** begin Given information **

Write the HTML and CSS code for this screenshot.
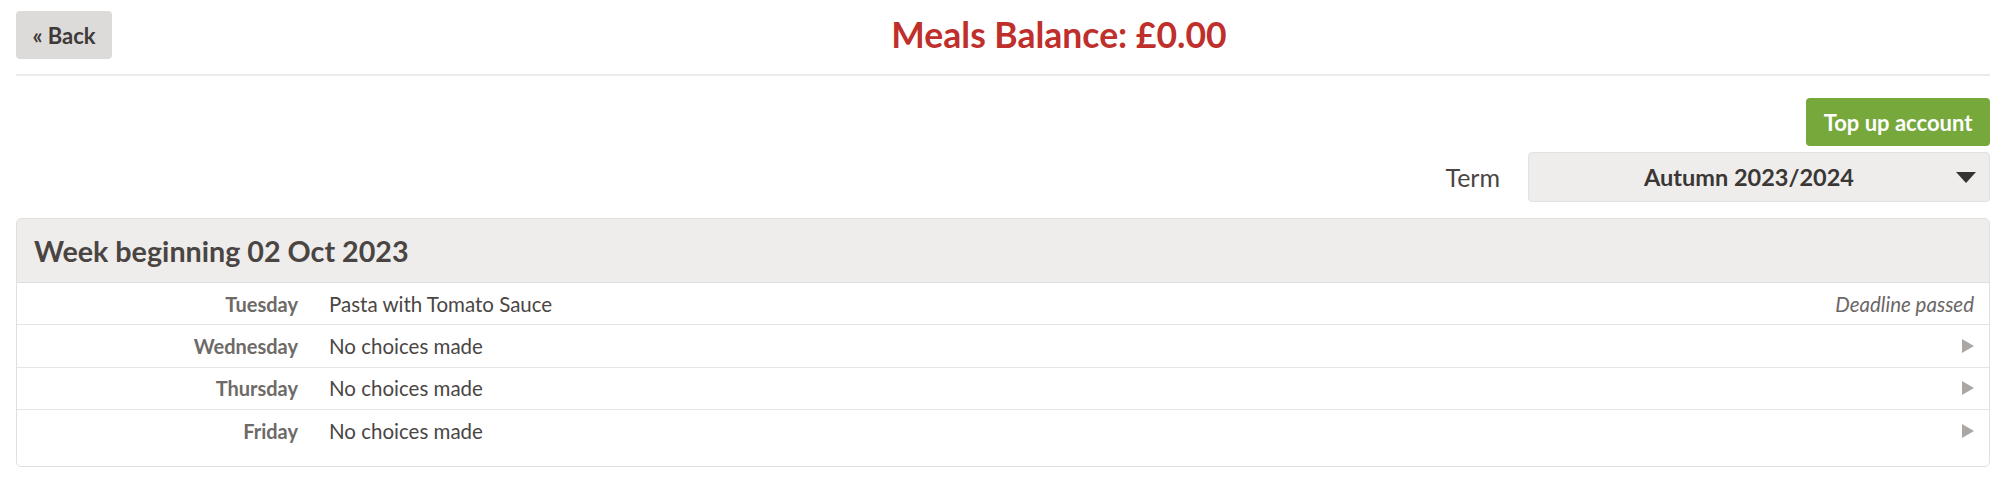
FILE: index.html
```html
<!DOCTYPE html>
<html lang="en">
<head>
<meta charset="utf-8">
<title>Meals Balance</title>
<link rel="stylesheet" href="styles.css">
</head>
<body>
<div class="page">
  <header class="topbar">
    <a class="btn btn-back" href="#">« Back</a>
    <h1 class="title">Meals Balance: £0.00</h1>
  </header>
  <hr class="divider">
  <div class="actions">
    <a class="btn btn-topup" href="#">Top up account</a>
    <div class="term-row">
      <label class="term-label">Term</label>
      <div class="select">
        <span class="select-value">Autumn 2023/2024</span>
        <svg class="select-arrow" width="20" height="11" viewBox="0 0 20 11"><polygon points="0,0 20,0 10,11" fill="#333"/></svg>
      </div>
    </div>
  </div>
  <section class="panel">
    <div class="panel-head">Week beginning 02 Oct 2023</div>
    <div class="panel-body">
      <div class="day-row">
        <span class="day">Tuesday</span>
        <span class="meal">Pasta with Tomato Sauce</span>
        <span class="status">Deadline passed</span>
      </div>
      <div class="day-row">
        <span class="day">Wednesday</span>
        <span class="meal">No choices made</span>
        <svg class="go" width="12" height="14" viewBox="0 0 12 14"><polygon points="0,0 12,7 0,14" fill="#aaa7a5"/></svg>
      </div>
      <div class="day-row">
        <span class="day">Thursday</span>
        <span class="meal">No choices made</span>
        <svg class="go" width="12" height="14" viewBox="0 0 12 14"><polygon points="0,0 12,7 0,14" fill="#aaa7a5"/></svg>
      </div>
      <div class="day-row">
        <span class="day">Friday</span>
        <span class="meal">No choices made</span>
        <svg class="go" width="12" height="14" viewBox="0 0 12 14"><polygon points="0,0 12,7 0,14" fill="#aaa7a5"/></svg>
      </div>
    </div>
  </section>
</div>
</body>
</html>
```

FILE: styles.css
```css
* { box-sizing: border-box; }
html, body { margin: 0; padding: 0; background: #fff; }
body {
  font-family: Lato, "Open Sans", "Liberation Sans", sans-serif;
  color: #4a4644;
}
.page { padding: 11px 12px 0 16px; }

.topbar { display: flex; align-items: center; height: 48px; }
.btn {
  display: inline-flex; align-items: center; justify-content: center;
  text-decoration: none; font-weight: 700; border-radius: 4px;
}
.btn-back {
  width: 96px; height: 48px; background: #dcdbda; color: #3d3a38;
  font-size: 22px;
}
.title {
  flex: 1; margin: 0; padding-left: 16px; text-align: center;
  color: #bf2f2b; font-size: 35.5px; font-weight: 700; line-height: 48px;
}
.divider { border: 0; border-top: 2px solid #ebebeb; margin: 15px 0 0; }

.actions { display: flex; flex-direction: column; align-items: flex-end; margin-top: 22px; }
.btn-topup {
  width: 184px; height: 48px; background: #76a83b; color: #fff; font-size: 22px;
}
.term-row { display: flex; align-items: center; margin-top: 6px; gap: 28px; }
.term-label { font-size: 25px; color: #4a4644; }
.select {
  width: 462px; height: 50px; background: #eeedec; border: 1px solid #e2e1df;
  border-radius: 4px; display: flex; align-items: center; padding: 0 13px 0 0;
}
.select-value { flex: 1; text-align: center; font-weight: 700; font-size: 23.5px; color: #3a3735; padding-left: 33px; }
.select-arrow { margin-left: 20px; }

.panel {
  margin-top: 16px; border: 1px solid #e0dfdd; border-radius: 5px; overflow: hidden;
  padding-bottom: 14px;
}
.panel-head {
  height: 64px; background: #eeedeb; border-bottom: 1px solid #e0dfdd;
  display: flex; align-items: center; padding-left: 17px;
  font-size: 28.7px; font-weight: 700; color: #4a4542;
}
.day-row {
  display: grid; grid-template-columns: 281px 1fr auto; column-gap: 31px;
  align-items: center; height: 42.3px; padding-right: 15px;
  border-bottom: 1px solid #e6e5e3;
}
.day-row:last-child { border-bottom: 0; }
.day { text-align: right; font-weight: 700; font-size: 20px; color: #6e6a67; }
.meal { font-size: 20.5px; color: #4a4644; }
.status { font-style: italic; font-size: 20.5px; color: #6b6766; }
.go { display: block; }
```
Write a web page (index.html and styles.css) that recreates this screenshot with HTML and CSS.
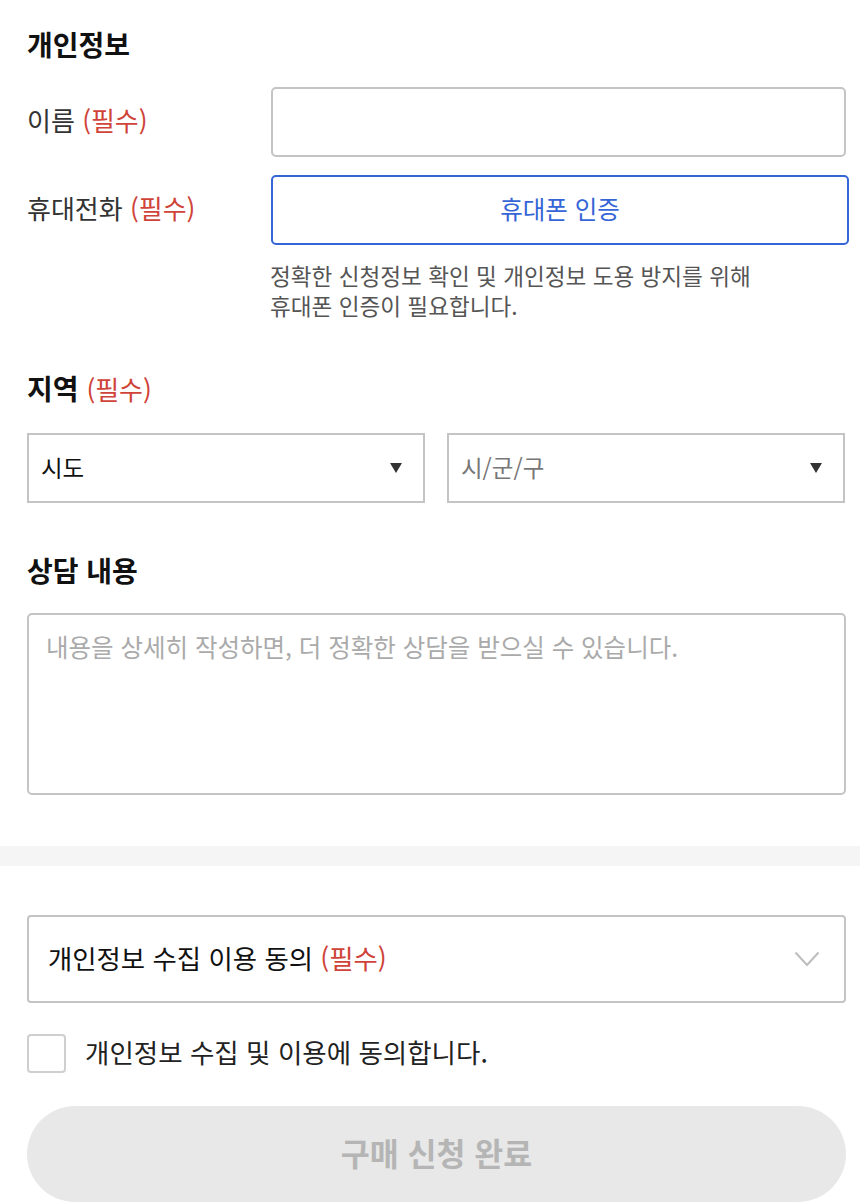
FILE: index.html
```html
<!DOCTYPE html>
<html lang="ko">
<head>
<meta charset="utf-8">
<title>구매 신청</title>
<link rel="stylesheet" href="styles.css">
</head>
<body>
<div class="page">
  <section class="sec">
    <h2 class="title">개인정보</h2>
    <div class="row row-first">
      <div class="label">이름 <span class="req">(필수)</span></div>
      <div class="input"></div>
    </div>
    <div class="row">
      <div class="label">휴대전화 <span class="req">(필수)</span></div>
      <div class="auth-btn">휴대폰 인증</div>
    </div>
    <p class="help">정확한 신청정보 확인 및 개인정보 도용 방지를 위해<br>휴대폰 인증이 필요합니다.</p>
  </section>

  <section class="sec sec-region">
    <h2 class="title">지역 <span class="req">(필수)</span></h2>
    <div class="selects">
      <div class="select"><span class="sel-text">시도</span><span class="caret"></span></div>
      <div class="select"><span class="sel-text placeholder">시/군/구</span><span class="caret"></span></div>
    </div>
  </section>

  <section class="sec sec-memo">
    <h2 class="title">상담 내용</h2>
    <div class="textarea"><span class="placeholder-lg">내용을 상세히 작성하면, 더 정확한 상담을 받으실 수 있습니다.</span></div>
  </section>
</div>

<div class="band"></div>

<div class="page page-bottom">
  <div class="accordion">
    <span class="acc-text">개인정보 수집 이용 동의 <span class="req">(필수)</span></span>
    <svg class="chev" width="26" height="16" viewBox="0 0 26 16"><path d="M1.5 1.5 L13 14 L24.5 1.5" fill="none" stroke="#bdbdbd" stroke-width="2"/></svg>
  </div>
  <label class="agree">
    <span class="check"></span>
    <span class="agree-text">개인정보 수집 및 이용에 동의합니다.</span>
  </label>
  <div class="submit">구매 신청 완료</div>
</div>
</body>
</html>
```

FILE: styles.css
```css
html, body {
  margin: 0;
  padding: 0;
  background: #fff;
}
body {
  font-family: "Noto Sans CJK KR", "Noto Sans", sans-serif;
  color: #222;
}
.page {
  padding: 26px 14px 0 27px;
}
.title {
  margin: 0;
  height: 36px;
  font-size: 28px;
  line-height: 36px;
  font-weight: 700;
  color: #111;
}
.req {
  color: #cf4339;
  font-weight: 400;
}
.title .req {
  font-size: 26px;
}
.row {
  display: grid;
  grid-template-columns: 244px 1fr;
  align-items: center;
  margin-top: 18px;
}
.row-first {
  margin-top: 25px;
}
.label {
  font-size: 26px;
  line-height: 34px;
  padding-bottom: 4px;
  color: #333;
}
.input {
  height: 70px;
  box-sizing: border-box;
  border: 2px solid #c4c4c4;
  border-radius: 5px;
}
.auth-btn {
  height: 70px;
  box-sizing: border-box;
  border: 2px solid #3565d6;
  border-radius: 5px;
  margin-right: -3px;
  display: flex;
  align-items: center;
  justify-content: center;
  color: #3565d6;
  font-size: 24.5px;
  padding-bottom: 3px;
}
.help {
  margin: 16px 0 0 243px;
  font-size: 22.6px;
  line-height: 30px;
  color: #555;
}
.sec-region {
  margin-top: 49px;
}
.selects {
  margin-top: 27px;
  display: grid;
  grid-template-columns: 1fr 1fr;
  gap: 22px;
  padding-right: 1px;
}
.select {
  height: 70px;
  box-sizing: border-box;
  border: 2px solid #c4c4c4;
  display: flex;
  align-items: center;
  justify-content: space-between;
  padding: 0 21px 0 12px;
  font-size: 23.5px;
  color: #111;
}
.sel-text {
  padding-bottom: 3px;
}
.placeholder {
  color: #777;
}
.caret {
  width: 0;
  height: 0;
  border-left: 6px solid transparent;
  border-right: 6px solid transparent;
  border-top: 10px solid #333;
}
.sec-memo {
  margin-top: 49px;
}
.textarea {
  margin-top: 25px;
  height: 182px;
  box-sizing: border-box;
  border: 2px solid #c4c4c4;
  border-radius: 5px;
  padding: 16px 17px;
}
.placeholder-lg {
  font-size: 24.5px;
  line-height: 32px;
  color: #aaa;
}
.band {
  margin-top: 51px;
  height: 20px;
  background: #f5f5f5;
}
.page-bottom {
  padding-top: 49px;
}
.accordion {
  height: 88px;
  box-sizing: border-box;
  border: 2px solid #c4c4c4;
  border-radius: 4px;
  display: flex;
  align-items: center;
  justify-content: space-between;
  padding: 0 24px 0 19px;
}
.acc-text {
  font-size: 26.4px;
  color: #111;
  padding-bottom: 3px;
}
.chev {
  display: block;
}
.agree {
  margin-top: 31px;
  height: 39px;
  display: flex;
  align-items: center;
  gap: 19px;
}
.check {
  width: 39px;
  height: 39px;
  box-sizing: border-box;
  border: 2px solid #cfcfcf;
  border-radius: 4px;
  background: #fff;
  flex: none;
}
.agree-text {
  font-size: 26.5px;
  line-height: 34px;
  color: #222;
  padding-bottom: 3px;
}
.submit {
  margin-top: 33px;
  height: 96px;
  border-radius: 48px;
  background: #e8e8e8;
  color: #b5b5b5;
  font-size: 31.5px;
  font-weight: 700;
  display: flex;
  align-items: center;
  justify-content: center;
  padding-bottom: 4px;
  box-sizing: border-box;
}
```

** end Given information **

## What you will do
Check the data for the word "this" and pull out the lines that have it.

## The solution
Write the HTML and CSS code for this screenshot.
Write a web page (index.html and styles.css) that recreates this screenshot with HTML and CSS.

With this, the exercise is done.